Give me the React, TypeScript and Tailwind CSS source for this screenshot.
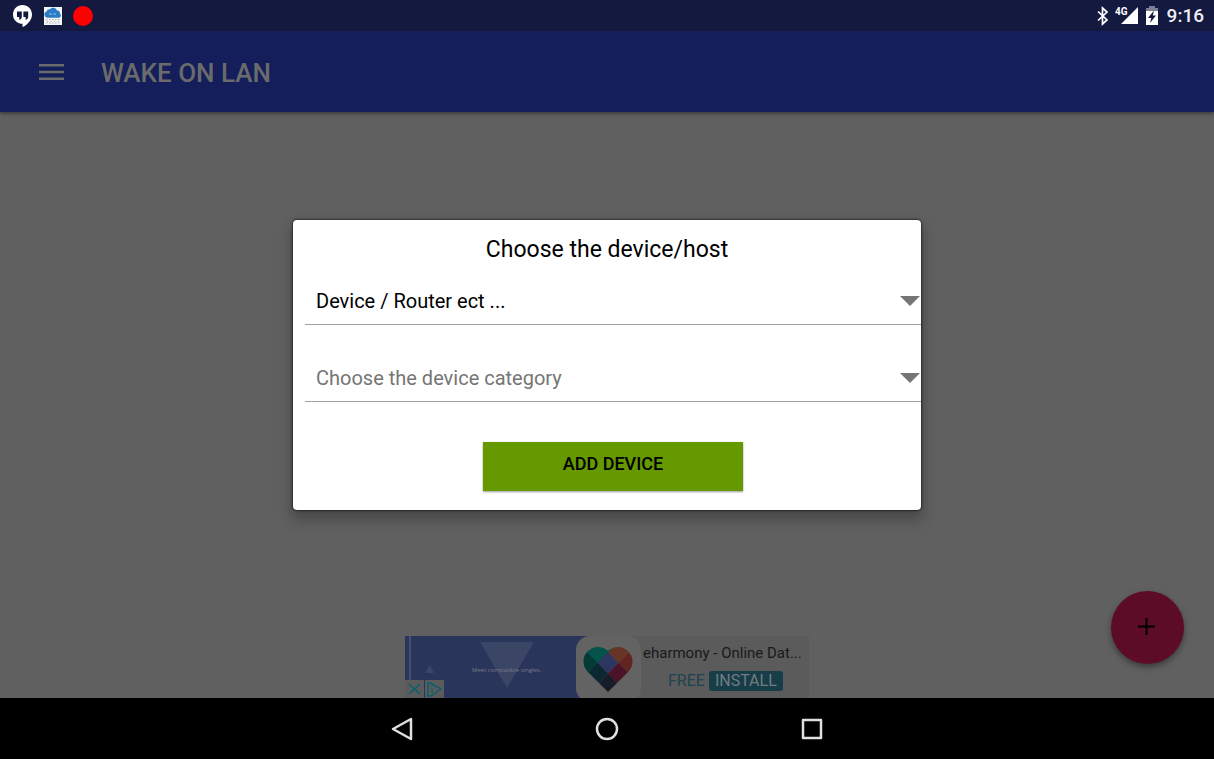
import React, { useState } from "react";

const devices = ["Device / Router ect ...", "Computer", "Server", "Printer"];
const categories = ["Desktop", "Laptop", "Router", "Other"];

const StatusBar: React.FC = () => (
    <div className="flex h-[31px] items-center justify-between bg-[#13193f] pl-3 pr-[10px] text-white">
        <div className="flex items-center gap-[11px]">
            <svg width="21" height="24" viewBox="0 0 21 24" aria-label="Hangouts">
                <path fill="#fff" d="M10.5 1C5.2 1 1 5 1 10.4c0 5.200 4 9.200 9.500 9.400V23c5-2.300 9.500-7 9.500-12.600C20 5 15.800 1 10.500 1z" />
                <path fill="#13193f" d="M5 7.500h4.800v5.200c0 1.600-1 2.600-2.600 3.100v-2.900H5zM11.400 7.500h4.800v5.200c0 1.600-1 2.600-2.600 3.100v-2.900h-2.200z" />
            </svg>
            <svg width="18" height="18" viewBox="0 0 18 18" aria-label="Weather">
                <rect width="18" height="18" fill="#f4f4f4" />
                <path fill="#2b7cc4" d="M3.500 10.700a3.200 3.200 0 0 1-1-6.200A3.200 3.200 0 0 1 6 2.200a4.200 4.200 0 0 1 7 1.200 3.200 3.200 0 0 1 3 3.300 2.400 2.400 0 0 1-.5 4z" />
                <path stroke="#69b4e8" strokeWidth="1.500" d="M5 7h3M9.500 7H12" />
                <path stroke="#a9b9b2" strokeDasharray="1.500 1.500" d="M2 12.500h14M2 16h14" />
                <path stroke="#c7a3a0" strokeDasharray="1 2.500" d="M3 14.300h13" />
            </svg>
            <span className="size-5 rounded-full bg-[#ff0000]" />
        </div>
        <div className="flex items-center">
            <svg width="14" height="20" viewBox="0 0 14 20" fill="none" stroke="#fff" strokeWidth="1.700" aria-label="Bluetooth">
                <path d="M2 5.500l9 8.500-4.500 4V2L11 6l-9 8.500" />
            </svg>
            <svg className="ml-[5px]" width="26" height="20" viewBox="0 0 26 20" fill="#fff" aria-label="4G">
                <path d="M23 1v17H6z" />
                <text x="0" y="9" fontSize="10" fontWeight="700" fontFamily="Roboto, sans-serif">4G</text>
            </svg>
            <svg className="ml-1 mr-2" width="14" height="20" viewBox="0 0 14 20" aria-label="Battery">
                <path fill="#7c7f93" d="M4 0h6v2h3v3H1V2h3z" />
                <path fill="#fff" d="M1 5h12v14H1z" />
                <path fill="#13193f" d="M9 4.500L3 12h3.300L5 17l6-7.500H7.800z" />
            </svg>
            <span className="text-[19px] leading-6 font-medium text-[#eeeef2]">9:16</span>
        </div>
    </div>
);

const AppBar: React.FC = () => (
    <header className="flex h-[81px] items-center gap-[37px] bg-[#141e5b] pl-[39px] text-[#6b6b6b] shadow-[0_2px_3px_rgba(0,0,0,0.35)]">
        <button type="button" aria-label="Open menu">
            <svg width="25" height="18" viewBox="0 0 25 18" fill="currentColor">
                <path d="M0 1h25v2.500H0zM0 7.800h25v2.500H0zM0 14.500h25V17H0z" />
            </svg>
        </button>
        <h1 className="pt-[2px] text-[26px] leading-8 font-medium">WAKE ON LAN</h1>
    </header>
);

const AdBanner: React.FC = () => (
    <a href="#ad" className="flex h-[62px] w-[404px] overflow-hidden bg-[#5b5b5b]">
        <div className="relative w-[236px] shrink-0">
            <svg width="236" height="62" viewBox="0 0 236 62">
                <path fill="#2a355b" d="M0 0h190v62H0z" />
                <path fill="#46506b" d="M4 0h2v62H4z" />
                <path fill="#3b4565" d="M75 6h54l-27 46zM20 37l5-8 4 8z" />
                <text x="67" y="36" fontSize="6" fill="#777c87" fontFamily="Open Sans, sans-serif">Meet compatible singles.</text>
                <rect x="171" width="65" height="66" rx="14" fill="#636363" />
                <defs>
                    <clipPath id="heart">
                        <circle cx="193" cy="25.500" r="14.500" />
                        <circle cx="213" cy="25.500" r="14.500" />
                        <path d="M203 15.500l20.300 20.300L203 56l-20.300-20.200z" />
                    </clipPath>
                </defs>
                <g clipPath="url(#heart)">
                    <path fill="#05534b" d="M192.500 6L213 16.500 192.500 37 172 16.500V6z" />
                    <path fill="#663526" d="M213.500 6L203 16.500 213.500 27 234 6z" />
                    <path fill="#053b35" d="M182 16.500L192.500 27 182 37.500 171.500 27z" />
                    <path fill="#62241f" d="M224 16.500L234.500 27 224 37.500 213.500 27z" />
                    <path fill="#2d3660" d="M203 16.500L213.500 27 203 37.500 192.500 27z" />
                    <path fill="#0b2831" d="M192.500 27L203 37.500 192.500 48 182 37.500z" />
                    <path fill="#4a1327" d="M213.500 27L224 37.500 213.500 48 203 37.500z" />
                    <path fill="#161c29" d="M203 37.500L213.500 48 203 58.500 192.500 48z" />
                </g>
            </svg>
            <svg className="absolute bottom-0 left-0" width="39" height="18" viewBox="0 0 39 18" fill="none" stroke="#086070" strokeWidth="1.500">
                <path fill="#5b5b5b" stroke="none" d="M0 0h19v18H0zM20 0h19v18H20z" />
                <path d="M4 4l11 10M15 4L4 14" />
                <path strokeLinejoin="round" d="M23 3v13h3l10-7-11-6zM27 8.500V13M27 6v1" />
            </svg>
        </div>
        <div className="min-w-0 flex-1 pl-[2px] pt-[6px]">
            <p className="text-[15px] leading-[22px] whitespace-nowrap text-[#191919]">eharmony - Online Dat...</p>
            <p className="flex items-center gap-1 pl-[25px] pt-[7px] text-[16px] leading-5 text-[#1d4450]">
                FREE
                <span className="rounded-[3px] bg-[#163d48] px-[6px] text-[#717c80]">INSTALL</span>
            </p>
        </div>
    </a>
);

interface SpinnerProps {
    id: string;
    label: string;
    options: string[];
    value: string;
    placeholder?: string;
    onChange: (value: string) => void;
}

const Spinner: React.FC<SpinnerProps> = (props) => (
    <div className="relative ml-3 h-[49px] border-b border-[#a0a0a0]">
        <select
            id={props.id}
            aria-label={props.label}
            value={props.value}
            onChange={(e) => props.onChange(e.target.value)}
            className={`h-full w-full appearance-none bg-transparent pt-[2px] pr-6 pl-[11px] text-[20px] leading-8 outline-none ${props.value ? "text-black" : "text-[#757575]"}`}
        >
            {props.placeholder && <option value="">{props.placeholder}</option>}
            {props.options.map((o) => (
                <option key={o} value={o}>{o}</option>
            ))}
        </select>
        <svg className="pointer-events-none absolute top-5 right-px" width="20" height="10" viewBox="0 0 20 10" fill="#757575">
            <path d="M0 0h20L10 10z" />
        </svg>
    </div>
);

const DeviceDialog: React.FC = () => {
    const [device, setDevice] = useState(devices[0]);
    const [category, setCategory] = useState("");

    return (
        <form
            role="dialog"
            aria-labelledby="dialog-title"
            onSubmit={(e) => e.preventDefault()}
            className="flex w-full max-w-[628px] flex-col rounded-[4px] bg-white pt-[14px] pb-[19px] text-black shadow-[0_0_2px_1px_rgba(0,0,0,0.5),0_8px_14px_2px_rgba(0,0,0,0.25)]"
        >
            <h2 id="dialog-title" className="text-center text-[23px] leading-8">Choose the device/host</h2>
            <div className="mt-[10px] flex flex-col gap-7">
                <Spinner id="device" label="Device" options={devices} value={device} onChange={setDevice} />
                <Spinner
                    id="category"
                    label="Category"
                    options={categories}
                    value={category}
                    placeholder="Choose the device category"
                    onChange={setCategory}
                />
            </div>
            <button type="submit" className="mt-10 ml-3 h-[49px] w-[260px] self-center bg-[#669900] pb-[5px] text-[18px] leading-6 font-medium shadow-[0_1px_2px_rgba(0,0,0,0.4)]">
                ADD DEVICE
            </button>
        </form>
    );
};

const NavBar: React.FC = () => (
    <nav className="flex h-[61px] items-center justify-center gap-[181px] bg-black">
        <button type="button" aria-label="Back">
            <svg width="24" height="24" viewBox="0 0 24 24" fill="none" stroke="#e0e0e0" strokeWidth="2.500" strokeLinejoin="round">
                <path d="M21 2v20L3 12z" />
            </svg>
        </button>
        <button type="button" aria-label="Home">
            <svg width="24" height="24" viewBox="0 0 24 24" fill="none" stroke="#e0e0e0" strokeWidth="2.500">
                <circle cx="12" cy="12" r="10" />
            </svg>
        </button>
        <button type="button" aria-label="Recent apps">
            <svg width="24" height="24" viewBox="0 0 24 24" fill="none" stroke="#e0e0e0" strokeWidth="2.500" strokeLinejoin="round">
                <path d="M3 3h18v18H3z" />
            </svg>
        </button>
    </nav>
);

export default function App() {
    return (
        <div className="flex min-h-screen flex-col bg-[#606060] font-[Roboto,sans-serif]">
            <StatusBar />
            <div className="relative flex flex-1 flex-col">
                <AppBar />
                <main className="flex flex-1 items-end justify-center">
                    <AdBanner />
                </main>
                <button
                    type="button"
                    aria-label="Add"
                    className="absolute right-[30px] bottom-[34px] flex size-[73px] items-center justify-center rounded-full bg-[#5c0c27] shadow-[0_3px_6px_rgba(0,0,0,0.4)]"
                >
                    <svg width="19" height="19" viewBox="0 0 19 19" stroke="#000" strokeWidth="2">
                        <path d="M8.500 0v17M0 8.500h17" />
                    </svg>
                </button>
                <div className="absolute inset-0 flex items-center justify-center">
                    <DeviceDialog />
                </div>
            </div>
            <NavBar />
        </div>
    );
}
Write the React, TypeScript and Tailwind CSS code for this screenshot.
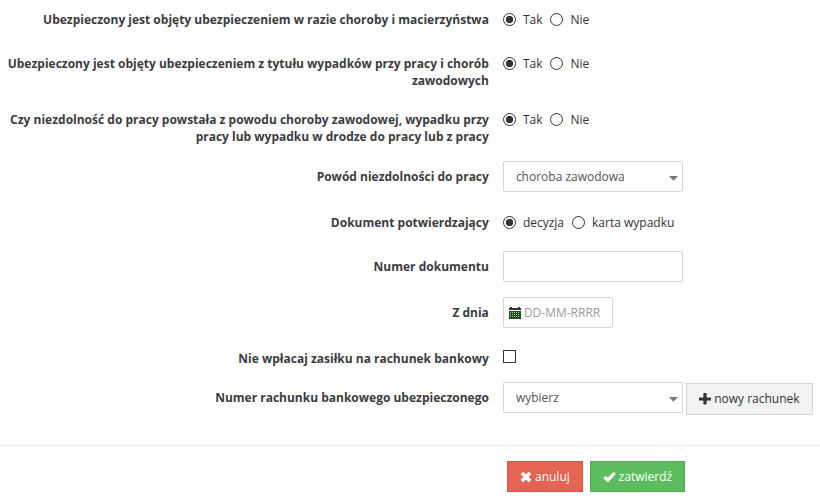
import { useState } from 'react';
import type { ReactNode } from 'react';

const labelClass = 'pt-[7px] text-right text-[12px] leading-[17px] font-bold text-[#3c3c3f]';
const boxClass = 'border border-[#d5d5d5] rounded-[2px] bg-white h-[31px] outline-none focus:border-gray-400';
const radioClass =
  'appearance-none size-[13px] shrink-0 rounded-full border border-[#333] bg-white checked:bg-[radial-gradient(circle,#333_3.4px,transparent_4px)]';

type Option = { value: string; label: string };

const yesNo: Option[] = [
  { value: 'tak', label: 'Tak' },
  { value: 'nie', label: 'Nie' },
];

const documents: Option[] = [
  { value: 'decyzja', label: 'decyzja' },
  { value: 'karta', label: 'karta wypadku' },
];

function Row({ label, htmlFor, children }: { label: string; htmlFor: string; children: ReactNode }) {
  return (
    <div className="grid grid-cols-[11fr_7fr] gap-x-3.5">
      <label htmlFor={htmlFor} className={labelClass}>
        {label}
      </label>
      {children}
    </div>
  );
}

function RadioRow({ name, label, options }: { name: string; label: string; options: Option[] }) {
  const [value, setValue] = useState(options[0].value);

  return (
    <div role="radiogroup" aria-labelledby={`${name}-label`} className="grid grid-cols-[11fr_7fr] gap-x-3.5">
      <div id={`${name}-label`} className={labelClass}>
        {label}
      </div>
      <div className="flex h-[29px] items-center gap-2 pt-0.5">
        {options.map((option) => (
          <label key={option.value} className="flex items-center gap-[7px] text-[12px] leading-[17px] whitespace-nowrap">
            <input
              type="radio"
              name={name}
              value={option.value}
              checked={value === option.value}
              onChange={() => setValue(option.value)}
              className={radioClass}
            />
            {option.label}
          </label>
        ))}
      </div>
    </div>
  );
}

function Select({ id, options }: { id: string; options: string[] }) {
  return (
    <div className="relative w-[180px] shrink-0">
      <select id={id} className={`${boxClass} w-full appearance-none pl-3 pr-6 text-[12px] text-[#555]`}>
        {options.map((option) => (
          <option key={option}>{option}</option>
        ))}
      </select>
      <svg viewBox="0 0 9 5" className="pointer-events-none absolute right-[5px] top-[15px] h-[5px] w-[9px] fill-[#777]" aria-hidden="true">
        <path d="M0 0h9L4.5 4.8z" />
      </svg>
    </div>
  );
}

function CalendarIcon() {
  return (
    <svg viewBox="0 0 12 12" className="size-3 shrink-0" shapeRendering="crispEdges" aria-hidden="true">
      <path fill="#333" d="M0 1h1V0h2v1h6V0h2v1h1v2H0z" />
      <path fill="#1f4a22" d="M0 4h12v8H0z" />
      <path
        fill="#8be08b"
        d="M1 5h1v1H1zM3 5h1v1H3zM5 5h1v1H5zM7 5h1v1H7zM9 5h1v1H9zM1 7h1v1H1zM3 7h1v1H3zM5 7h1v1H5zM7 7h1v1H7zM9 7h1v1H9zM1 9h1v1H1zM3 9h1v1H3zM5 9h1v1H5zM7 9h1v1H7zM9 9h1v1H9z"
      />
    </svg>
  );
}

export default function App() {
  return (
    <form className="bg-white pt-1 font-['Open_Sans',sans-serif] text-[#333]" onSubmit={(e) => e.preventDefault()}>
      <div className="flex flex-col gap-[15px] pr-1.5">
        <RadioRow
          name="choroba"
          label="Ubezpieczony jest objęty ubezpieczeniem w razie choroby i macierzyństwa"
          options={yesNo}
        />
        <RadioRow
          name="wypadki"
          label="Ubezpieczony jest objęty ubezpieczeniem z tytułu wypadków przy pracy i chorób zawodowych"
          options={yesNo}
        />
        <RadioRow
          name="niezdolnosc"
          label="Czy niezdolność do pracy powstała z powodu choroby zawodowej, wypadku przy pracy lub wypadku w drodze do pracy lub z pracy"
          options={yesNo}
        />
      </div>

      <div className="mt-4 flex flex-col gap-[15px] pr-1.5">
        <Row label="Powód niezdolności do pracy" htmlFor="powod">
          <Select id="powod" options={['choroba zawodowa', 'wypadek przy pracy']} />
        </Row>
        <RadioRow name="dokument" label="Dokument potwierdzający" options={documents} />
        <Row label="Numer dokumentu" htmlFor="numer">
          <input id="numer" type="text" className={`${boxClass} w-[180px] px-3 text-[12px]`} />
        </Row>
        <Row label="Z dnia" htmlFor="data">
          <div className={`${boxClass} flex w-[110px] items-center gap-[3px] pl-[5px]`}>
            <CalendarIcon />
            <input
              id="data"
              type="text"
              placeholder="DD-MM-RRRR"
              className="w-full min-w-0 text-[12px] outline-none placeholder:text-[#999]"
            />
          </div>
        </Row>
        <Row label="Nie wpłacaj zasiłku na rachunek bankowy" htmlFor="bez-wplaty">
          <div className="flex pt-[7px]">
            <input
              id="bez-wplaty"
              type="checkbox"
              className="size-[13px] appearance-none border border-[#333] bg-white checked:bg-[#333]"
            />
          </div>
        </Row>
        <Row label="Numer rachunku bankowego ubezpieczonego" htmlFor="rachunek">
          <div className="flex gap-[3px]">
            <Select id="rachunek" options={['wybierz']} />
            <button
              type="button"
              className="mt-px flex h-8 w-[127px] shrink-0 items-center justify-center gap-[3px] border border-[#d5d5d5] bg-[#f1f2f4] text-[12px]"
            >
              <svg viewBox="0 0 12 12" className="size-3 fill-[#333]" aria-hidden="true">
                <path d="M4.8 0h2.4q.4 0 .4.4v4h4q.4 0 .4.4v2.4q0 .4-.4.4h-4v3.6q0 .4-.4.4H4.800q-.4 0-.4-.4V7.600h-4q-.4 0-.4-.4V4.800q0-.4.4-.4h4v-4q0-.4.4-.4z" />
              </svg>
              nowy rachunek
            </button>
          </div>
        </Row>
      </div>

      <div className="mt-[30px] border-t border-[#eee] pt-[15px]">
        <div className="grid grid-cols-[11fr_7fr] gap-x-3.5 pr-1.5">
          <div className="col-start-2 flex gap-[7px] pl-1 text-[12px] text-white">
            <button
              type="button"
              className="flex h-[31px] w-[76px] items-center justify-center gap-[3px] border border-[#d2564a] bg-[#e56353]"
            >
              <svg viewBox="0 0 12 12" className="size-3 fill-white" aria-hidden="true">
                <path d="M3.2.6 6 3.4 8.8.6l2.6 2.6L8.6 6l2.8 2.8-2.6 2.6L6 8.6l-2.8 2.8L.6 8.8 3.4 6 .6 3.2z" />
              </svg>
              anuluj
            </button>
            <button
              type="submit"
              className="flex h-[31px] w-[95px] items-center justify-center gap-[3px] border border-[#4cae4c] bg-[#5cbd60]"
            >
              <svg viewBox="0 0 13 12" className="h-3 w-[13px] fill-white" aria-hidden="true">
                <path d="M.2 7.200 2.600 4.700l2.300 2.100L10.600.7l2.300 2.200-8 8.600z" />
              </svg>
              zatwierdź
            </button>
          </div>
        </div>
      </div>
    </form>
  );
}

____________________

- _Exercise details_: Write out exactly the lines from the one that has "Write the React, TypeScript" down to the one that has "const [value, setValue]", including both. Pictures stay out of the copy.

- _Written solution_:
Write the React, TypeScript and Tailwind CSS code for this screenshot.
import { useState } from 'react';
import type { ReactNode } from 'react';

const labelClass = 'pt-[7px] text-right text-[12px] leading-[17px] font-bold text-[#3c3c3f]';
const boxClass = 'border border-[#d5d5d5] rounded-[2px] bg-white h-[31px] outline-none focus:border-gray-400';
const radioClass =
  'appearance-none size-[13px] shrink-0 rounded-full border border-[#333] bg-white checked:bg-[radial-gradient(circle,#333_3.4px,transparent_4px)]';

type Option = { value: string; label: string };

const yesNo: Option[] = [
  { value: 'tak', label: 'Tak' },
  { value: 'nie', label: 'Nie' },
];

const documents: Option[] = [
  { value: 'decyzja', label: 'decyzja' },
  { value: 'karta', label: 'karta wypadku' },
];

function Row({ label, htmlFor, children }: { label: string; htmlFor: string; children: ReactNode }) {
  return (
    <div className="grid grid-cols-[11fr_7fr] gap-x-3.5">
      <label htmlFor={htmlFor} className={labelClass}>
        {label}
      </label>
      {children}
    </div>
  );
}

function RadioRow({ name, label, options }: { name: string; label: string; options: Option[] }) {
  const [value, setValue] = useState(options[0].value);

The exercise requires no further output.